We began laying out the framework for the rewrite in early 2016. This was done with quite a bit of pre-planning, to make sure we were all in agreement on the direction we wanted to take. We made a list of all the things we wanted osu! to be and set out to start work. This took form as a completely new project, available on github from day one, under the all-permissive MIT licence. This meant that anyone who wanted to watch on, help out, or use pieces of the code for their own projects could freely do so from day one.
And here we are, two years later. Jokes aside, we have come a long way. Progress has been slower than I hoped, so I’d like to touch on the various aspects which have contributed to this. Firstly, while there are other contributors, I am still the main developer of this project. As much as I’d love to spend my productive hours every day working on completing lazer, I have many other distractions including but not limited to:
- Maintenance releases of osu!stable, including seasonal updates and bug fixes
- Maintaining the infrastructure that runs osu!
- Replying to every email I receive (I value direct communication with users)
- Keeping track of other osu! development efforts, such as the new website (this is a topic for another day!)
- Keeping the store running
- Handling financials and accounting (as much as I dread this)

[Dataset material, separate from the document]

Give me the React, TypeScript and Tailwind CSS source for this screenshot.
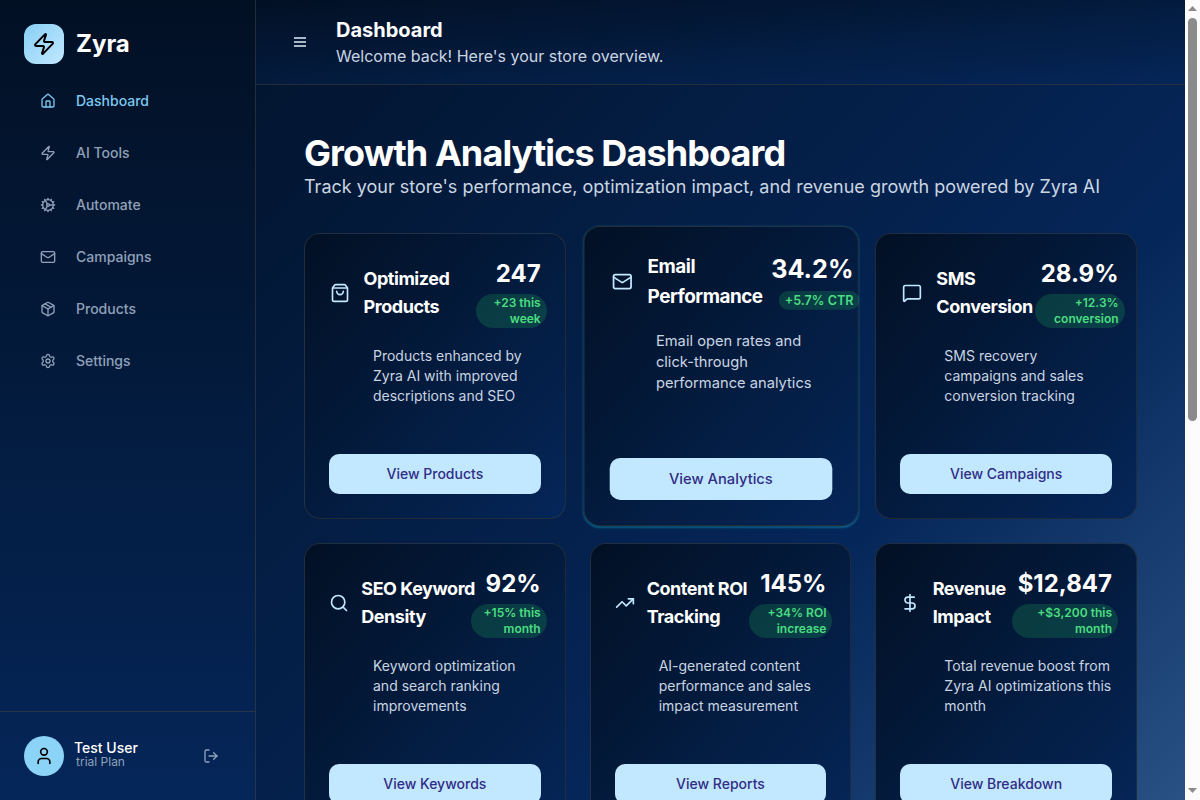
import type { ReactNode } from "react";
import {
  Cog,
  DollarSign,
  House,
  LogOut,
  Mail,
  MessageSquare,
  Package,
  Search,
  Settings,
  ShoppingBag,
  TrendingUp,
  User,
  Zap,
} from "lucide-react";

const nav = [
  { label: "Dashboard", Icon: House, active: true },
  { label: "AI Tools", Icon: Zap },
  { label: "Automate", Icon: Cog },
  { label: "Campaigns", Icon: Mail },
  { label: "Products", Icon: Package },
  { label: "Settings", Icon: Settings },
];

type CardData = {
  icon: ReactNode;
  iconBox: string;
  title: string[];
  value: string;
  badge: string[];
  right: string;
  badgeBox: string;
  desc: string[];
  button: string;
  hovered?: boolean;
};

const cards: CardData[] = [
  {
    icon: <ShoppingBag size={20} />,
    iconBox: "w-[22.5px]",
    title: ["Optimized", "Products"],
    value: "247",
    badge: ["+23 this", "week"],
    right: "",
    badgeBox: "w-[71px]",
    desc: ["Products enhanced by", "Zyra AI with improved", "descriptions and SEO"],
    button: "View Products",
  },
  {
    icon: <Mail size={20} />,
    iconBox: "w-6",
    title: ["Email", "Performance"],
    value: "34.2%",
    badge: ["+5.7% CTR"],
    right: "-mr-[20.5px]",
    badgeBox: "",
    desc: ["Email open rates and", "click-through", "performance analytics"],
    button: "View Analytics",
    hovered: true,
  },
  {
    icon: <MessageSquare size={20} />,
    iconBox: "w-6",
    title: ["SMS", "Conversion"],
    value: "28.9%",
    badge: ["+12.3%", "conversion"],
    right: "-mr-[6.6px]",
    badgeBox: "w-[90px]",
    desc: ["SMS recovery", "campaigns and sales", "conversion tracking"],
    button: "View Campaigns",
  },
  {
    icon: <Search size={20} />,
    iconBox: "w-[20.3px]",
    title: ["SEO Keyword", "Density"],
    value: "92%",
    badge: ["+15% this", "month"],
    right: "",
    badgeBox: "w-[76px]",
    desc: ["Keyword optimization", "and search ranking", "improvements"],
    button: "View Keywords",
  },
  {
    icon: <TrendingUp size={20} />,
    iconBox: "w-5",
    title: ["Content ROI", "Tracking"],
    value: "145%",
    badge: ["+34% ROI", "increase"],
    right: "-mr-[0.15px]",
    badgeBox: "w-[83.3px]",
    desc: ["AI-generated content", "performance and sales", "impact measurement"],
    button: "View Reports",
  },
  {
    icon: <DollarSign size={20} />,
    iconBox: "w-[20.3px]",
    title: ["Revenue", "Impact"],
    value: "$12,847",
    badge: ["+$3,200 this", "month"],
    right: "",
    badgeBox: "w-[106px]",
    desc: ["Total revenue boost from", "Zyra AI optimizations this", "month"],
    button: "View Breakdown",
  },
];

function Lines({ items }: { items: string[] }) {
  return (
    <>
      {items.map((t) => (
        <span key={t} className="block whitespace-nowrap">
          {t}
        </span>
      ))}
    </>
  );
}

function Card({ c }: { c: CardData }) {
  return (
    <div
      className={
        "flex h-[286px] min-w-0 flex-col rounded-2xl border border-[#404040]/50 bg-linear-to-br from-[#021024] to-[#052659] p-6 " +
        (c.hovered ? "scale-105 shadow-[0_1px_2px_0_rgba(6,182,212,0.42)]" : "")
      }
    >
      <div className="flex items-center justify-between">
        <div className="flex items-center gap-3">
          <span className={"flex shrink-0 justify-center text-[#c1e8ff] " + c.iconBox}>{c.icon}</span>
          <h3 className="text-lg leading-7 font-bold tracking-tight text-white">
            <Lines items={c.title} />
          </h3>
        </div>
        <div className={"flex w-0 shrink-0 flex-col items-end " + c.right}>
          <div className="text-2xl font-bold whitespace-nowrap text-white">{c.value}</div>
          <div
            className={
              "mt-1 -mr-1.5 rounded-full bg-[#22c55e]/20 px-1.5 py-px text-right text-xs font-semibold text-[#4ade80] " +
              c.badgeBox
            }
          >
            <Lines items={c.badge} />
          </div>
        </div>
      </div>
      <p className="mt-[18px] pl-11 text-sm text-slate-300">
        <Lines items={c.desc} />
      </p>
      <button className="mt-auto h-10 w-full shrink-0 rounded-[10px] bg-[#c1e8ff] text-sm font-medium text-indigo-900">
        {c.button}
      </button>
    </div>
  );
}

function Sidebar() {
  return (
    <aside className="flex h-[800px] w-64 shrink-0 flex-col border-r border-[#404040]/60 bg-linear-to-b from-[#021024] to-[#052659]">
      <div className="flex items-center gap-3 px-6 pt-6">
        <div className="flex size-10 items-center justify-center rounded-xl bg-linear-to-br from-[#87d0f5] to-[#c1e8ff] text-black">
          <Zap size={24} />
        </div>
        <span className="text-2xl font-bold text-white">Zyra</span>
      </div>
      <nav className="mt-[11px] flex flex-1 flex-col pl-10">
        {nav.map(({ label, Icon, active }) => (
          <a
            key={label}
            className={
              "flex h-[52px] items-center gap-5 text-sm font-medium " +
              (active ? "text-[#7dc8f0]" : "text-slate-400")
            }
          >
            <Icon size={16} />
            {label}
          </a>
        ))}
      </nav>
      <div className="flex h-[89px] items-center border-t border-[#404040]/60 pr-9 pl-6">
        <div className="flex size-10 items-center justify-center rounded-full bg-[#8bd3f7] text-black">
          <User size={20} />
        </div>
        <div className="ml-2.5 flex flex-1 flex-col pb-0.5">
          <span className="text-sm leading-[14px] font-medium text-white">Test User</span>
          <span className="pl-0.5 text-xs leading-[14px] text-slate-400">trial Plan</span>
        </div>
        <LogOut size={16} className="text-slate-400" />
      </div>
    </aside>
  );
}

function Scrollbar() {
  return (
    <div className="flex w-[15px] shrink-0 flex-col items-center bg-[#fcfcfc]">
      <svg width="15" height="18" viewBox="0 0 15 18" fill="#8b8b8b">
        <path d="M7.5 6 12 11H3z" />
      </svg>
      <div className="h-[403px] w-[9px] rounded-full bg-[#8b8b8b]" />
      <div className="flex-1" />
      <svg width="15" height="15" viewBox="0 0 15 15" fill="#8b8b8b">
        <path d="M3 3h9L7.5 8z" />
      </svg>
    </div>
  );
}

export default function App() {
  return (
    <div className="flex h-[800px] w-[1200px] overflow-hidden bg-[#021024] font-['Inter',sans-serif]">
      <div className="flex h-[1595px] w-[1185px] items-start bg-linear-135 from-[#021024] via-[#052659] via-50% to-[#5483b3] to-95%">
        <Sidebar />
        <div className="min-w-0 flex-1">
          <header className="flex h-[85px] items-center border-b border-[#404040]/60 bg-linear-to-br from-[#021024] to-[#052659] pl-9">
            <svg width="16" height="16" viewBox="0 0 16 16" fill="#a9b8c9">
              <path d="M2 3h12v2H2zM2 7h12v2H2zM2 11h12v2H2z" />
            </svg>
            <div className="ml-7">
              <h1 className="text-xl leading-7 font-bold text-white">Dashboard</h1>
              <p className="text-base text-slate-300">Welcome back! Here's your store overview.</p>
            </div>
          </header>
          <main className="px-12 pt-12">
            <h2 className="text-4xl leading-10 font-bold tracking-tight text-white">Growth Analytics Dashboard</h2>
            <p className="text-lg leading-7 whitespace-nowrap text-slate-300">
              Track your store's performance, optimization impact, and revenue growth powered by Zyra AI
            </p>
            <div className="mt-8 grid grid-cols-3 gap-6">
              {cards.map((c) => (
                <Card key={c.button} c={c} />
              ))}
            </div>
          </main>
        </div>
      </div>
      <Scrollbar />
    </div>
  );
}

- Keeping forward momentum on projects like Featured Artists and the wiki
Then we move on to the actual implementation of osu!lazer, where we are sparing no expense in areas of automated testing and scrutiny on code quality to ensure we don’t hit a dead-end down the track in a similar way to the existing stable release. This does not come without efficiency drawbacks, but we feel it is imperative to get things right this time around and create a code base which will serve us for many, many years forward.

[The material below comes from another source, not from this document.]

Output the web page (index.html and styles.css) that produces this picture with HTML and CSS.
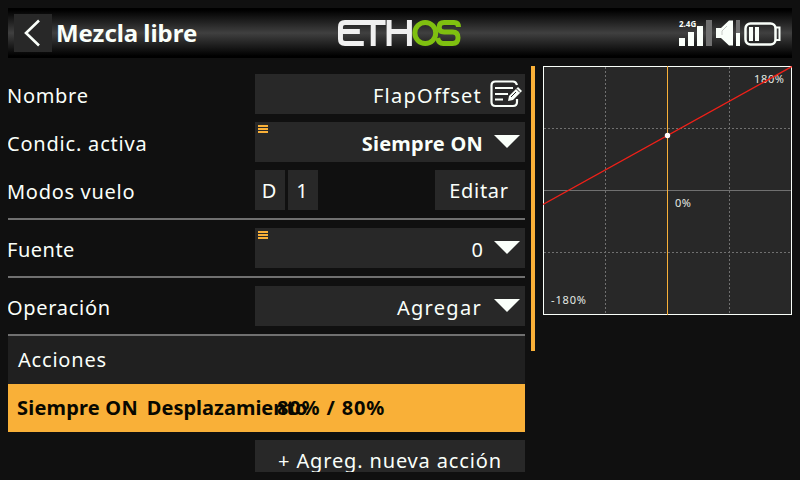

We also made the decision to split the development effort into two distinct projects, separating out the game implementation from the framework which it runs on. In the process, not only have we been able to better document the low-level code, but have also created a 2D game engine which is amazingly flexible and capable of quickly iterating interfaces and animations in a way I have not seen done elsewhere. Everyone involved is very proud of what we have created so far.
Finally, we have developed lazer with cross-platform support in mind. While a downloadable installer is only available for windows, we are happy to have core developers — including myself — actively developing and testing on linux and macOS. We are also very close to having a working iOS branch with android not far behind. We are truly aiming for native cross-platform support, which doesn’t come without its overhead, but is something we value (because honestly, who wants to run osu! under wine?).
So where do we currently stand?
Lazer is in a very playable state, but missing some of the features which many users rely on. Therefore I am still hesitant to get more eyes on it just yet. We are so close, but here are some of the areas that may be an issue to those that are trying lazer:
- Tablet support (especially with raw input enabled) is still not heavily tested.
- Skin support is not yet present (but it is safe to say your existing skins will work early next year)
- We have not iterated on the default skins in gameplay for high playability yet. They will improve over time.
- Optimisations for lower end PCs have not yet been addressed.
- There is no means of submitting scores (we are finishing everything else before considering compatibility with the existing ranking system)
- Tens of other features that people rely on every day are not yet implemented
I can say that the team is insanely productive in recent weeks (as those that have been following along can likely attest to) and a lot of the missing pieces to the puzzle will quickly be filled in. If following the progress of lazer does interest you, I’d highly suggest following my blog, where I am now posting regular updates.
I did promise the release of lazer in 2017, even going as far as saying I’d quit if this didn’t happen. While lazer is by no means ready to take over and replace stable, it is available for download and will happily coexist with your existing osu! installation, automatically update multiple times a week and give you an insight into how fast we are making improvements. I would highly recommend downloading and giving it a try, then leaving it installed to check back on once in a while!
While continuously listening to and taking feedback on board, I have always strived to sail osu! in a direction that I can agree with. I’m glad to say that this is still the case. I truly hope you guys can take a moment to appreciate just how big of an ecosystem osu! is compared to other games and just how many facets need to be concurrently managed and maintained to keep everyone happy. For a team as small as we are, this is not an easy task, so please be kind to us when we fail to meet your expectations (and definitely don’t hesitate to bug me or other members of the team when this happens).
I’d like to end this by thanking everyone for making 2017 another very enjoyable year for osu!.
Thanks to everyone involved in the lazer project, including all the people that have contributed to it in some way. Thanks to everyone on the various osu! teams for keeping things running smoothly. Thanks to all the users out there — current and past — for mapping and playing the crap out of this game.